The Knowledge Argument begins with the following description of a woman called “Black and White Mary.” Black and White Mary is unusual in two ways. First, she is the world’s most distinguished colour scientist. She knows everything about the physics of colour, about the ways in which light of different wave lengths is reflected from objects, about the ways in which the different wavelengths correspond to the different colours, and so on. She also knows everything about the neurophysiology of colour perception – about the workings of cones in the eye, about the neural signals travelling from the cones to the visual processors in the brain, and about the structures and modes of functioning of the visual processors. Second, although she is not colour blind, Black and White Mary has never experienced colour. She has always lived in a black and white room, viewed the external world through a black and white TV monitor, and eaten food that had been dyed black and white, and so on.
Suppose now that for the first time Mary opens the door to her room and enters the Great World, and that the first thing she sees is a banana. Surely she comes to know something then that she had not known before – what yellow things actually look like, the Qualia. Before she knew that yellow things reflect light waves of such and such wavelength, and she knew how the eyes and brain process information about that wavelength, but a colour blind person could know all of this stuff. What Mary now knows, and what the colour blind person will never know, is how yellow things appear, or what it is like to see something yellow.
First premise: Before Mary left her black and white room; she knew all of the physical facts about colour and colour perception.
Second premise: Yet there was a fact about colour that she didn’t know – the fact that yellow things look a certain way.
Third premise: If it is possible to know all of the members of a certain set S of facts without knowing a given fact, f, f is not identical with any of the members of S.
Conclusion: The fact that yellow things look a certain way is not identical with any of the physical or neurophysiological facts about colour and colour vision.
We now ask ourselves, Has Mary learnt something new, has she had a new experience? If we answer "yes" to this question, then we have committed ourselves to property dualism. If Mary has exhausted all the physical facts about experiencing colour prior to her going out the room, then her encounter with some new property of colour upon experiencing its , reveals that there must be something about the experience of colour which is not captured by the physicalist picture that Mary originally knew. Some properties of colour must therefore be non-physical.
This supports the idea that the mind is a non-physical property of the physical entity, the brain.

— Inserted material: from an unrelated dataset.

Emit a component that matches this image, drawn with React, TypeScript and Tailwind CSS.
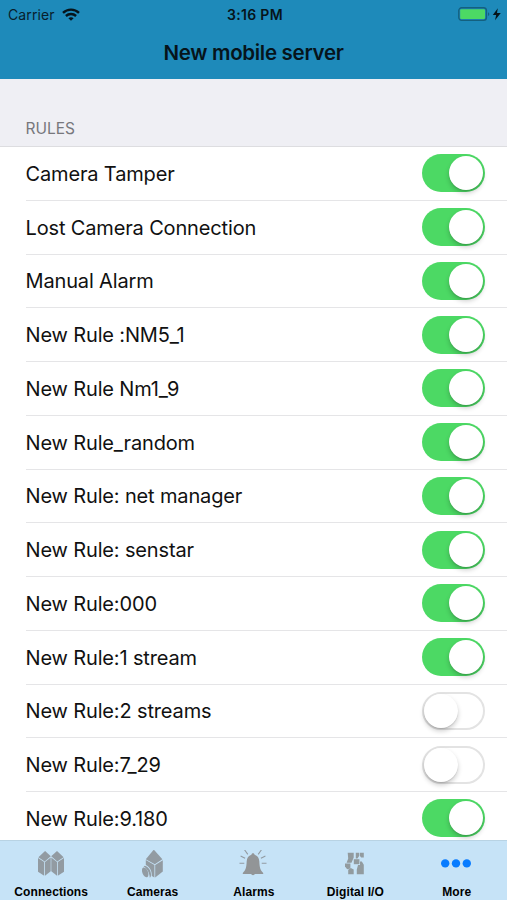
import { useState } from 'react';

const initialRules = [
  { name: 'Camera Tamper', enabled: true },
  { name: 'Lost Camera Connection', enabled: true },
  { name: 'Manual Alarm', enabled: true },
  { name: 'New Rule :NM5_1', enabled: true },
  { name: 'New Rule Nm1_9', enabled: true },
  { name: 'New Rule_random', enabled: true },
  { name: 'New Rule: net manager', enabled: true },
  { name: 'New Rule: senstar', enabled: true },
  { name: 'New Rule:000', enabled: true },
  { name: 'New Rule:1 stream', enabled: true },
  { name: 'New Rule:2 streams', enabled: false },
  { name: 'New Rule:7_29', enabled: false },
  { name: 'New Rule:9.180', enabled: true },
];

function WifiIcon() {
  return (
    <svg width="18" height="13" viewBox="0 0 18 13" fill="none" stroke="#06141b" strokeWidth="2.4">
      <path d="M1 4.8C5.4.5 12.6.5 17 4.8" />
      <path d="M3.9 8c2.9-2.7 7.3-2.7 10.2 0" />
      <path d="M6.4 10.2c1.5-1.3 3.7-1.3 5.2 0L9 12.8z" fill="#06141b" stroke="none" />
    </svg>
  );
}

function BatteryIcon() {
  return (
    <svg width="44" height="15" viewBox="0 0 44 15">
      <rect x="0.8" y="0.8" width="27.6" height="12.6" rx="2.8" fill="none" stroke="#14607f" strokeWidth="1.4" />
      <rect x="2.2" y="2.2" width="24.8" height="9.8" rx="1.2" fill="#4cd964" />
      <path d="M30 5.2c1.8.6 1.8 3.2 0 3.8z" fill="#14607f" />
      <path d="M39.8 1.2 34.8 8h3.4l-1.2 5.3 5.8-7.3h-3.8z" fill="#06141b" />
    </svg>
  );
}

function ConnectionsIcon() {
  return (
    <svg width="28" height="28" viewBox="0 0 28 28" fill="#929ba2">
      <path d="M8.1 1 13.8 6.3 7.7 11.4 1.4 7.3z" />
      <path d="M20 1 26.6 7.3 20.3 11.4 14.2 6.3z" />
      <path d="M1 8 7.2 12.1V25.8L1 21.8z" />
      <path d="M8 12.1 13.7 7.5V21.2L8 25.8z" />
      <path d="M14.3 7.5 20 12.1V25.8L14.3 21.2z" />
      <path d="M20.8 12.1 27 8V21.8L20.8 25.8z" />
    </svg>
  );
}

function CamerasIcon() {
  return (
    <svg width="28" height="30" viewBox="0 0 28 30" fill="#929ba2">
      <path d="M15.8-.4 24.4 9.3 16.8 14.2 7.8 9.3z" />
      <path d="M17.2 15 24.8 10.2V21.4L17.2 27.4z" />
      <path d="M7.8 10.1 16.4 15V27.6l-2.6-1.6C14 20.8 11.8 16.8 7.8 15z" />
      <path d="M6.8 15.8c3.6.8 6.2 5 6.2 9 0 1.6-.4 2.6-1.2 2.9C11.4 23 9.4 18.6 5.6 16.6z" />
      <ellipse cx="7.2" cy="22.4" rx="2.8" ry="5.2" transform="rotate(-22 7.2 22.4)" />
    </svg>
  );
}

function AlarmsIcon() {
  return (
    <svg width="28" height="28" viewBox="0 0 28 28" fill="#929597">
      <path d="M14 3.2c.9 0 1.5.7 1.6 1.5 2.9.8 4.5 3.2 4.7 6.6.3 6.1.8 8.6 3.9 11.6v1H3.8v-1c3.1-3 3.6-5.5 3.9-11.6.2-3.4 1.8-5.8 4.7-6.6.1-.8.7-1.5 1.6-1.5z" />
      <path d="M12 23.6h4c-.3 1.1-1.1 1.7-2 1.7s-1.7-.6-2-1.7z" />
      <path d="M5.5-.2 8.8 4.4M22.5-.2 19.2 4.4M1.6 5.9l4.5 2.3M26.4 5.9l-4.5 2.3M.5 13.3h4.8M27.5 13.3h-4.8" fill="none" stroke="#929ba2" strokeWidth="1.1" />
    </svg>
  );
}

function DigitalIcon() {
  return (
    <svg width="28" height="28" viewBox="0 0 28 28" fill="#929b9f">
      <path d="M6.7 2.8h6v4.6l-2.2 5.4H5.6l1.6-4.4z" />
      <path d="M4 13.4h5.4v5.2l-3.2.6L4 16.4z" />
      <path d="M7.2 19.8 9.8 18l2.9 1.6v4.6H7.2z" />
      <path d="M14.8 2.8h3.2v3.4l-1.6 2.4h-1.6zM18.7 2.8h4.1v4.8h-2.6l-1.5-1.8z" />
      <path d="M12.8 9.2h5.6v5h-5.6z" />
      <path d="M19 11.4h1.8l2 3.4v9.4h-7V19.4l1.2-4.4H19z" />
    </svg>
  );
}

function MoreIcon() {
  return (
    <svg width="30" height="28" viewBox="0 0 30 28" fill="#087cff">
      <circle cx="4.2" cy="13.4" r="4.2" />
      <circle cx="15" cy="13.4" r="4.2" />
      <circle cx="25.8" cy="13.4" r="4.2" />
    </svg>
  );
}

const tabs = [
  { label: 'Connections', Icon: ConnectionsIcon },
  { label: 'Cameras', Icon: CamerasIcon },
  { label: 'Alarms', Icon: AlarmsIcon },
  { label: 'Digital I/O', Icon: DigitalIcon },
  { label: 'More', Icon: MoreIcon },
];

function Toggle({ enabled, onChange }: { enabled: boolean; onChange: () => void }) {
  return (
    <button
      role="switch"
      aria-checked={enabled}
      onClick={onChange}
      className={`flex h-[38px] w-[63px] shrink-0 items-center rounded-full ${
        enabled ? 'justify-end bg-[#4cd964] pr-0.5' : 'justify-start border-2 border-[#e3e3e3] bg-white'
      }`}
    >
      <span className="size-[34px] rounded-full bg-white shadow-[0_3px_5px_rgba(0,0,0,0.2),0_1px_1px_rgba(0,0,0,0.1)]" />
    </button>
  );
}

export default function App() {
  const [rules, setRules] = useState(initialRules);

  const toggleRule = (index: number) => {
    setRules(rules.map((rule, i) => (i === index ? { ...rule, enabled: !rule.enabled } : rule)));
  };

  return (
    <div className="flex h-[900px] w-[507px] flex-col overflow-hidden bg-white font-['Inter','Liberation_Sans',sans-serif] text-[#111111] [font-feature-settings:'calt'_0]">
      <header className="h-[79px] shrink-0 bg-[#1e8aba] text-[#06141b]">
        <div className="grid h-7 grid-cols-3 items-center pl-[8px] pr-[5px]">
          <div className="flex items-center gap-[7px]">
            <span className="text-[14px] tracking-[0.1px] text-[#08202c]">Carrier</span>
            <WifiIcon />
          </div>
          <span className="text-center text-[14px] font-semibold tracking-[0.3px]">3:16 PM</span>
          <div className="flex justify-end">
            <BatteryIcon />
          </div>
        </div>
        <h1 className="pt-[11px] text-center text-[20.5px] leading-[28px] font-semibold tracking-[-0.3px]">New mobile server</h1>
      </header>

      <div className="flex h-[68px] shrink-0 items-end border-b border-[#dddde0] bg-[#efeff4] pb-[7px] pl-[25.5px]">
        <h2 className="text-[15.5px] leading-5 text-[#77777c]">RULES</h2>
      </div>

      <main className="min-h-0 flex-1 overflow-hidden">
        {rules.map((rule, index) => (
          <div key={rule.name} className="ml-[25.5px] flex h-[53.75px] items-center justify-between border-b border-[#e5e5e7] pr-[22px]">
            <span className="pt-px text-[20px] tracking-[-0.15px]">{rule.name}</span>
            <Toggle enabled={rule.enabled} onChange={() => toggleRule(index)} />
          </div>
        ))}
      </main>

      <nav className="grid h-[60px] shrink-0 grid-cols-5 border-t border-[#b8d3e4] bg-[#c6e3f7]">
        {tabs.map(({ label, Icon }) => (
          <button key={label} className="flex flex-col items-center pt-[9px]">
            <span className="flex h-[34px] items-start">
              <Icon />
            </span>
            <span className="pl-px font-['Liberation_Sans',sans-serif] text-[12px] leading-4 font-bold tracking-[0.1px] text-black">{label}</span>
          </button>
        ))}
      </nav>
    </div>
  );
}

A second argument that seeks to show that property dualism is superior to other arguments is the Grain Theory:
The point of this argument is that pain or any other sensory states have different “grain” or constituent structure than brain states. Pain is a simple, unanalyzable property, but brain states are structural characteristics, in the sense that they entail the existence of microentities interacting with one another causally in various ways.
First premise: Every pain is resolvable into simple constituents that are unanalyzable.
Second premise: Every brain state corresponding to a pain, including every brain state corresponding to a simple pain, is analyzable into a large number of particulate objects interacting causally with one another.
Lemma: Hence, simple pains have a property that brain states lack – the property being unanalyzable.
Third premise: If x has a property that y does not have, then x is not identical with Y.
Conclusion: Pains are not identical with brain states.
Would it be possible to reply by saying that pain might be analyzable in reality even
though it doesn’t seem analyzable to us? No. This would make sense only if it was
possible to draw an appearance/reality distinction with respect to pains. Therefore mental and physical states have two different properties.